[WHAT IS NEEDED]
A faithful transcription of all the data is required.

/---

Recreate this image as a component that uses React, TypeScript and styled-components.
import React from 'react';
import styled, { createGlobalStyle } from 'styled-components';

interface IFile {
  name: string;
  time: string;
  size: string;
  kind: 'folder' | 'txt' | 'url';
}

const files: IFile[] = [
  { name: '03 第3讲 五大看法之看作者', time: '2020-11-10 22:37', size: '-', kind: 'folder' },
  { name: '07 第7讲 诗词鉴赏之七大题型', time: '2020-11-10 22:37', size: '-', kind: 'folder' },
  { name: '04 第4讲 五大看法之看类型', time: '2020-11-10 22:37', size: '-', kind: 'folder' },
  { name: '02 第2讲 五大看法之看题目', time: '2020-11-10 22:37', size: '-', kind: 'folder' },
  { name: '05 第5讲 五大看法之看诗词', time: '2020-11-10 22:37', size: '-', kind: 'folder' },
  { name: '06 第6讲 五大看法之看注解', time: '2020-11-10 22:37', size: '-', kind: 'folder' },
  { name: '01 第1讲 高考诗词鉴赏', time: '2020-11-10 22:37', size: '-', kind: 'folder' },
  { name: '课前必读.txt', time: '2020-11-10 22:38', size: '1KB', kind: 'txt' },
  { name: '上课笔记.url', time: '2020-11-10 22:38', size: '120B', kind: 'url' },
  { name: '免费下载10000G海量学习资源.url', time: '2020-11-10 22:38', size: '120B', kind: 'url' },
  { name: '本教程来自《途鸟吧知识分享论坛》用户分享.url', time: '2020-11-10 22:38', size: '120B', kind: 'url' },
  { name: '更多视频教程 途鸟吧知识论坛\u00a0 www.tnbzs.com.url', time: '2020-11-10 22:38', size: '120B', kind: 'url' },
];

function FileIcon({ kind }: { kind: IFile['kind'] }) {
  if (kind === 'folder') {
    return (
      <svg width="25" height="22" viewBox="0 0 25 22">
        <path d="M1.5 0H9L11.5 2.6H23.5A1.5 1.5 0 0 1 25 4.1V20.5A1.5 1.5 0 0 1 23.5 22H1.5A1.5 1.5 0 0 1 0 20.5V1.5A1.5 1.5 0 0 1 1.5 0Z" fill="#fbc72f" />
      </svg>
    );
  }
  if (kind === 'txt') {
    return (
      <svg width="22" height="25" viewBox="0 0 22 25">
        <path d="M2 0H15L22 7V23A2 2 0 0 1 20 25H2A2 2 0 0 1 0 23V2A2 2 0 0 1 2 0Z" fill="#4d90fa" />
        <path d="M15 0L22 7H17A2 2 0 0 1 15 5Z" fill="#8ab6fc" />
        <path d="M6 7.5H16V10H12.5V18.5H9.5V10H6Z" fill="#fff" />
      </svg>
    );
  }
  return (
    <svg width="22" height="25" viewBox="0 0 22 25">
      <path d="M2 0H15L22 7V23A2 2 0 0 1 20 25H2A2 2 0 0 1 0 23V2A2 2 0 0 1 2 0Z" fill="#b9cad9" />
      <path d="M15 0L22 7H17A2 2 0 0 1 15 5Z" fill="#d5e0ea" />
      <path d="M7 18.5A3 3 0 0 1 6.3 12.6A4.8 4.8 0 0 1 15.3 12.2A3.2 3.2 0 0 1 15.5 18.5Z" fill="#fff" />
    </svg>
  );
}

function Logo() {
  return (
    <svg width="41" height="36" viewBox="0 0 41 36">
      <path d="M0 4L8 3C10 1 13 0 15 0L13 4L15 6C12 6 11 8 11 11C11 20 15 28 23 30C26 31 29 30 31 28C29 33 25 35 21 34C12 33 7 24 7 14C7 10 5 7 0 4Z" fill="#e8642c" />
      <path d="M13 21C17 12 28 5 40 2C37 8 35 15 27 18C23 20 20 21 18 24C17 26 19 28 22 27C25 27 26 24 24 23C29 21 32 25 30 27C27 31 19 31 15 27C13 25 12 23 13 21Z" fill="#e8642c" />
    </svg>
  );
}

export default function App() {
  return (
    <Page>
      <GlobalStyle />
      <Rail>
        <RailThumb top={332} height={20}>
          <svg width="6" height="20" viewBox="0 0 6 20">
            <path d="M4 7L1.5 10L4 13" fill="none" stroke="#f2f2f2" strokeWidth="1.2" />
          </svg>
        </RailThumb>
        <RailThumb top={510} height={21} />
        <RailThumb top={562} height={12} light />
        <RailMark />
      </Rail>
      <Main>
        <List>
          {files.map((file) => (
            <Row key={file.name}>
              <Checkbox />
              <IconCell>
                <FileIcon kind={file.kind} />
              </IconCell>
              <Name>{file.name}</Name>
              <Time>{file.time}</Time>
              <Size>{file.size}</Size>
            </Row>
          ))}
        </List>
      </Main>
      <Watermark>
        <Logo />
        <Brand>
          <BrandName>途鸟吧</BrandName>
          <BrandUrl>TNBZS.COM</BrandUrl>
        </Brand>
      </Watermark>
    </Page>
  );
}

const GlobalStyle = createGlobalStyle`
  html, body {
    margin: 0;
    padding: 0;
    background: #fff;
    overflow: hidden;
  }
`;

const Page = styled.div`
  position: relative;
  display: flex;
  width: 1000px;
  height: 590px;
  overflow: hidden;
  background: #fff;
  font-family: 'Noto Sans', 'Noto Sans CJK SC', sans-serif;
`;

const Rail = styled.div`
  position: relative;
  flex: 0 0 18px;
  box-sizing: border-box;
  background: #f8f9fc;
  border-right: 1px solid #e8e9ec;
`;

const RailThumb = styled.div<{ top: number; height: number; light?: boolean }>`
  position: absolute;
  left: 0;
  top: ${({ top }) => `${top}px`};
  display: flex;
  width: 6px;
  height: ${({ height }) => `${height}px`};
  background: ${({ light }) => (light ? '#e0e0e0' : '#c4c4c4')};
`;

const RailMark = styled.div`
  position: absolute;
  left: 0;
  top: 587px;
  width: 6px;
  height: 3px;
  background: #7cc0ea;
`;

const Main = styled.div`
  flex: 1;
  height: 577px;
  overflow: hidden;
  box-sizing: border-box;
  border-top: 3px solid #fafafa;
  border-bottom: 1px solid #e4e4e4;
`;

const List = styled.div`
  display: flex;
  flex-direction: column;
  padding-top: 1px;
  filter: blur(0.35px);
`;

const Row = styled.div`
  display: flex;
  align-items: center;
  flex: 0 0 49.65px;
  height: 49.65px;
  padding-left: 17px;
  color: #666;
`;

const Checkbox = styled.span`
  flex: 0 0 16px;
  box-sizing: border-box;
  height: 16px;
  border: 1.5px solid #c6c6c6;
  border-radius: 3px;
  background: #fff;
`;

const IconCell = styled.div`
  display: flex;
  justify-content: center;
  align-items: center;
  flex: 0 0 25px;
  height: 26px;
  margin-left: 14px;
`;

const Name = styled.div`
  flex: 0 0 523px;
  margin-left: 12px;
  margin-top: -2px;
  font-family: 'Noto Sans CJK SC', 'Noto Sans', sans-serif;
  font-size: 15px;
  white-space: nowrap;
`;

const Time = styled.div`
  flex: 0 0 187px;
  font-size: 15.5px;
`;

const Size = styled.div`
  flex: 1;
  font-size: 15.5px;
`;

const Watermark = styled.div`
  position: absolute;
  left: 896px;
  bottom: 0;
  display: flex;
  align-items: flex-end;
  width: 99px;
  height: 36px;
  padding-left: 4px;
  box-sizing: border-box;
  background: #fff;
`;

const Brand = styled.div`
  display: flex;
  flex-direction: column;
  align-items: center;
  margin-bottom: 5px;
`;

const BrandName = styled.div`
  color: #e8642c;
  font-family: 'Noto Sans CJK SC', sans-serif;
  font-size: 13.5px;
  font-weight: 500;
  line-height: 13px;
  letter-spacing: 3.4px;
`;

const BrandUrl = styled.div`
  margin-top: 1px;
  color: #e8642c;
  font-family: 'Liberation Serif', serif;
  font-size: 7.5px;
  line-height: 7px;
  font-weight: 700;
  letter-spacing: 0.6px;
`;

\---

[THE RESPONSE]
Recreate this image as a component that uses React, TypeScript and styled-components.
import React from 'react';
import styled, { createGlobalStyle } from 'styled-components';

interface IFile {
  name: string;
  time: string;
  size: string;
  kind: 'folder' | 'txt' | 'url';
}

const files: IFile[] = [
  { name: '03 第3讲 五大看法之看作者', time: '2020-11-10 22:37', size: '-', kind: 'folder' },
  { name: '07 第7讲 诗词鉴赏之七大题型', time: '2020-11-10 22:37', size: '-', kind: 'folder' },
  { name: '04 第4讲 五大看法之看类型', time: '2020-11-10 22:37', size: '-', kind: 'folder' },
  { name: '02 第2讲 五大看法之看题目', time: '2020-11-10 22:37', size: '-', kind: 'folder' },
  { name: '05 第5讲 五大看法之看诗词', time: '2020-11-10 22:37', size: '-', kind: 'folder' },
  { name: '06 第6讲 五大看法之看注解', time: '2020-11-10 22:37', size: '-', kind: 'folder' },
  { name: '01 第1讲 高考诗词鉴赏', time: '2020-11-10 22:37', size: '-', kind: 'folder' },
  { name: '课前必读.txt', time: '2020-11-10 22:38', size: '1KB', kind: 'txt' },
  { name: '上课笔记.url', time: '2020-11-10 22:38', size: '120B', kind: 'url' },
  { name: '免费下载10000G海量学习资源.url', time: '2020-11-10 22:38', size: '120B', kind: 'url' },
  { name: '本教程来自《途鸟吧知识分享论坛》用户分享.url', time: '2020-11-10 22:38', size: '120B', kind: 'url' },
  { name: '更多视频教程 途鸟吧知识论坛\u00a0 www.tnbzs.com.url', time: '2020-11-10 22:38', size: '120B', kind: 'url' },
];

function FileIcon({ kind }: { kind: IFile['kind'] }) {
  if (kind === 'folder') {
    return (
      <svg width="25" height="22" viewBox="0 0 25 22">
        <path d="M1.5 0H9L11.5 2.6H23.5A1.5 1.5 0 0 1 25 4.1V20.5A1.5 1.5 0 0 1 23.5 22H1.5A1.5 1.5 0 0 1 0 20.5V1.5A1.5 1.5 0 0 1 1.5 0Z" fill="#fbc72f" />
      </svg>
    );
  }
  if (kind === 'txt') {
    return (
      <svg width="22" height="25" viewBox="0 0 22 25">
        <path d="M2 0H15L22 7V23A2 2 0 0 1 20 25H2A2 2 0 0 1 0 23V2A2 2 0 0 1 2 0Z" fill="#4d90fa" />
        <path d="M15 0L22 7H17A2 2 0 0 1 15 5Z" fill="#8ab6fc" />
        <path d="M6 7.5H16V10H12.5V18.5H9.5V10H6Z" fill="#fff" />
      </svg>
    );
  }
  return (
    <svg width="22" height="25" viewBox="0 0 22 25">
      <path d="M2 0H15L22 7V23A2 2 0 0 1 20 25H2A2 2 0 0 1 0 23V2A2 2 0 0 1 2 0Z" fill="#b9cad9" />
      <path d="M15 0L22 7H17A2 2 0 0 1 15 5Z" fill="#d5e0ea" />
      <path d="M7 18.5A3 3 0 0 1 6.3 12.6A4.8 4.8 0 0 1 15.3 12.2A3.2 3.2 0 0 1 15.5 18.5Z" fill="#fff" />
    </svg>
  );
}

function Logo() {
  return (
    <svg width="41" height="36" viewBox="0 0 41 36">
      <path d="M0 4L8 3C10 1 13 0 15 0L13 4L15 6C12 6 11 8 11 11C11 20 15 28 23 30C26 31 29 30 31 28C29 33 25 35 21 34C12 33 7 24 7 14C7 10 5 7 0 4Z" fill="#e8642c" />
      <path d="M13 21C17 12 28 5 40 2C37 8 35 15 27 18C23 20 20 21 18 24C17 26 19 28 22 27C25 27 26 24 24 23C29 21 32 25 30 27C27 31 19 31 15 27C13 25 12 23 13 21Z" fill="#e8642c" />
    </svg>
  );
}

export default function App() {
  return (
    <Page>
      <GlobalStyle />
      <Rail>
        <RailThumb top={332} height={20}>
          <svg width="6" height="20" viewBox="0 0 6 20">
            <path d="M4 7L1.5 10L4 13" fill="none" stroke="#f2f2f2" strokeWidth="1.2" />
          </svg>
        </RailThumb>
        <RailThumb top={510} height={21} />
        <RailThumb top={562} height={12} light />
        <RailMark />
      </Rail>
      <Main>
        <List>
          {files.map((file) => (
            <Row key={file.name}>
              <Checkbox />
              <IconCell>
                <FileIcon kind={file.kind} />
              </IconCell>
              <Name>{file.name}</Name>
              <Time>{file.time}</Time>
              <Size>{file.size}</Size>
            </Row>
          ))}
        </List>
      </Main>
      <Watermark>
        <Logo />
        <Brand>
          <BrandName>途鸟吧</BrandName>
          <BrandUrl>TNBZS.COM</BrandUrl>
        </Brand>
      </Watermark>
    </Page>
  );
}

const GlobalStyle = createGlobalStyle`
  html, body {
    margin: 0;
    padding: 0;
    background: #fff;
    overflow: hidden;
  }
`;

const Page = styled.div`
  position: relative;
  display: flex;
  width: 1000px;
  height: 590px;
  overflow: hidden;
  background: #fff;
  font-family: 'Noto Sans', 'Noto Sans CJK SC', sans-serif;
`;

const Rail = styled.div`
  position: relative;
  flex: 0 0 18px;
  box-sizing: border-box;
  background: #f8f9fc;
  border-right: 1px solid #e8e9ec;
`;

const RailThumb = styled.div<{ top: number; height: number; light?: boolean }>`
  position: absolute;
  left: 0;
  top: ${({ top }) => `${top}px`};
  display: flex;
  width: 6px;
  height: ${({ height }) => `${height}px`};
  background: ${({ light }) => (light ? '#e0e0e0' : '#c4c4c4')};
`;

const RailMark = styled.div`
  position: absolute;
  left: 0;
  top: 587px;
  width: 6px;
  height: 3px;
  background: #7cc0ea;
`;

const Main = styled.div`
  flex: 1;
  height: 577px;
  overflow: hidden;
  box-sizing: border-box;
  border-top: 3px solid #fafafa;
  border-bottom: 1px solid #e4e4e4;
`;

const List = styled.div`
  display: flex;
  flex-direction: column;
  padding-top: 1px;
  filter: blur(0.35px);
`;

const Row = styled.div`
  display: flex;
  align-items: center;
  flex: 0 0 49.65px;
  height: 49.65px;
  padding-left: 17px;
  color: #666;
`;

const Checkbox = styled.span`
  flex: 0 0 16px;
  box-sizing: border-box;
  height: 16px;
  border: 1.5px solid #c6c6c6;
  border-radius: 3px;
  background: #fff;
`;

const IconCell = styled.div`
  display: flex;
  justify-content: center;
  align-items: center;
  flex: 0 0 25px;
  height: 26px;
  margin-left: 14px;
`;

const Name = styled.div`
  flex: 0 0 523px;
  margin-left: 12px;
  margin-top: -2px;
  font-family: 'Noto Sans CJK SC', 'Noto Sans', sans-serif;
  font-size: 15px;
  white-space: nowrap;
`;

const Time = styled.div`
  flex: 0 0 187px;
  font-size: 15.5px;
`;

const Size = styled.div`
  flex: 1;
  font-size: 15.5px;
`;

const Watermark = styled.div`
  position: absolute;
  left: 896px;
  bottom: 0;
  display: flex;
  align-items: flex-end;
  width: 99px;
  height: 36px;
  padding-left: 4px;
  box-sizing: border-box;
  background: #fff;
`;

const Brand = styled.div`
  display: flex;
  flex-direction: column;
  align-items: center;
  margin-bottom: 5px;
`;

const BrandName = styled.div`
  color: #e8642c;
  font-family: 'Noto Sans CJK SC', sans-serif;
  font-size: 13.5px;
  font-weight: 500;
  line-height: 13px;
  letter-spacing: 3.4px;
`;

const BrandUrl = styled.div`
  margin-top: 1px;
  color: #e8642c;
  font-family: 'Liberation Serif', serif;
  font-size: 7.5px;
  line-height: 7px;
  font-weight: 700;
  letter-spacing: 0.6px;
`;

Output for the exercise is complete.